Nos bastidores sempre surgiram algumas histórias aqui e outras ali sobre interferências feitas pelo comitê – algumas vezes sem citá-lo diretamente, mas sim como sendo “decisões da Marvel”. Faraci, por exemplo, lembra que escutou em diversas oportunidades que os integrantes desse time acabavam deixando os filmes mais simplistas e podando a criatividade. Ou ainda se pegando em detalhes menores, sem dar a atenção devida para todo o enredo.
Uma das vítimas do comitê, inclusive, teria sido Edgar Wright, o diretor de Homem-Formiga que acabou sendo trocado depois de anos e anos liderando o projeto. Se você se lembrar bem, Wright queria (entre outras coisas) manter o seu filme mais distante do resto do Universo Marvel, algo que acabou sendo completamente mudado com a chegada do diretor Peyton Reed – e que casa com as próprias decisões do Comitê Criativo.
Essa era uma frustração compartilhada por todos no estúdio. Tanto é que Joss Whedon, o diretor dos dois primeiros filmes dos Vingadores, foi à público justamente demonstrar apoio pro Wright. “Eu não sei onde as coisas deram errado. Mas eu fiquei muito triste”, disse Whedon ao BuzzFeed tempos depois – além, claro, de ter postado aquela foto dele segurando um Cornetto, em referência (e homenagem) à trilogia Cornetto do amigo.
De certa forma, era de se esperar que Feige fosse aproveitar o fim da influência de Ike para tirar aquelas pessoas de confiança do antigo chefe e que, de alguma forma, o atrapalhavam. O fim do Comitê Criativo é parte disso – mas há sempre o lado ruim da história, também.

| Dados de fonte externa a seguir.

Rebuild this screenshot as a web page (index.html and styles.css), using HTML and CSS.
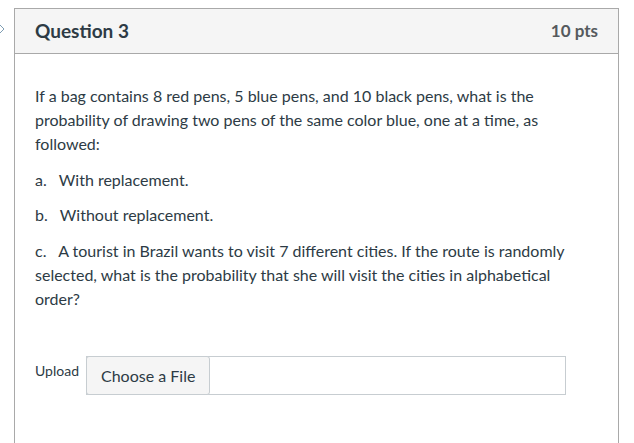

Feige terá que, agora, decidir tudo sozinho ao lado de D’Eposito e da VP executiva Victoria Alonso. Os outros não estarão lá pra barrar boas ideias ou fazer imposições, mas eles também não estarão lá para dar boas ideias. Será que se esses três tivessem escolhido todos os rumos desde o começo, a Marvel Studios teria construído tudo o que construiu? É para se pensar.
Ou, por outro lado, poderia ter acontecido tudo da mesma forma, sem tirar, nem por. Voltando ao caso de Edgar Wright: Peyton Reed é um homem de confiança de Wright e, pelos mesmos ou outros motivos, poderia ter acabado em Homem-Formiga. “Eles estava envolvido com Quarteto Fantástico há dez anos”, comentou o próprio Feige em entrevista ao IGN, lembrando que ele próprio foi produtor executivo do filme da Fox. “Nós passamos muito tempo juntos... E me dei muito, muito bem com Peyton e tivemos incríveis ideias e uma incrível visão para o filme, e por várias razões, ele acabou saindo daquela produção...”. Ele ainda completou: “esse é o cara certo para levar o projeto em frente”.
Mas, falando do futuro, já dá pra apostar em várias mudanças. Ike, como já falamos, não era muito fã da ideia de filmes de super-heroínas e a queda do velho comitê deve ser o fim do último impeditivo pra isso. Até agora, o primeiro longa estrelado por uma heroína feito pelo estúdio sai em novembro de 2018 e será o da Capitã Marvel. Se outras personagens vão ter o mesmo destaque na Fase 4, bom, agora parece que depende apenas de Feige.
O próprio Birth. Movie. Death. acredita que a falta de brinquedos da Viúva Negra acontece justamente porque Ike acredita que esse tipo de produto para o público feminino não vende bem. Vamos lembrar que ele veio desse mercado, já que era dono da ToyBiz ao lado do Arad.
A partir de agora, Kevin Feige e a Marvel Studios possuem menos amarras. Não que Alan Horn vá dar liberdade total pros caras, acredite. Não devemos ver, por exemplo, uma adaptação mais literal do arco Demônio na Garrafa para os cinemas, com Tony Stark enfiando a cara na cachaça. Isso ainda é parte da Disney e a própria pegada da Marvel Studios é ser mais direcionada pra toda a família. Só que Feige terá mais a chance de ser um presidente de fato, e não alguém que também tem que fazer parte de um comitê pra tomar decisões.
Ainda assim, o impacto disso tudo deve demorar. O filme do Doutor Estranho já está em pré-produção com os pitacos alheios. Será Guardiões da Galáxia Vol.2 que terá a primazia do primeiro voo solo.
É uma responsabilidade das grandes. Talvez por isso seria o caso de Feige criar uma nova versão desse mesmo Comitê Criativo, quem sabe sob o nome de Conselho Consultivo Criativo, com pessoas de confiança, inclusive dos quadrinhos — p que pode acabar acontecendo agora, com essa nova versão do time informada pelo THR. Não é porque a versão original trouxe diversas frustrações que dê pra dizer que esta é, no final das contas, uma má ideia.
Os US$ 8,9 bilhões de bilheteria conquistados até agora tão aí pra não me deixar mentir.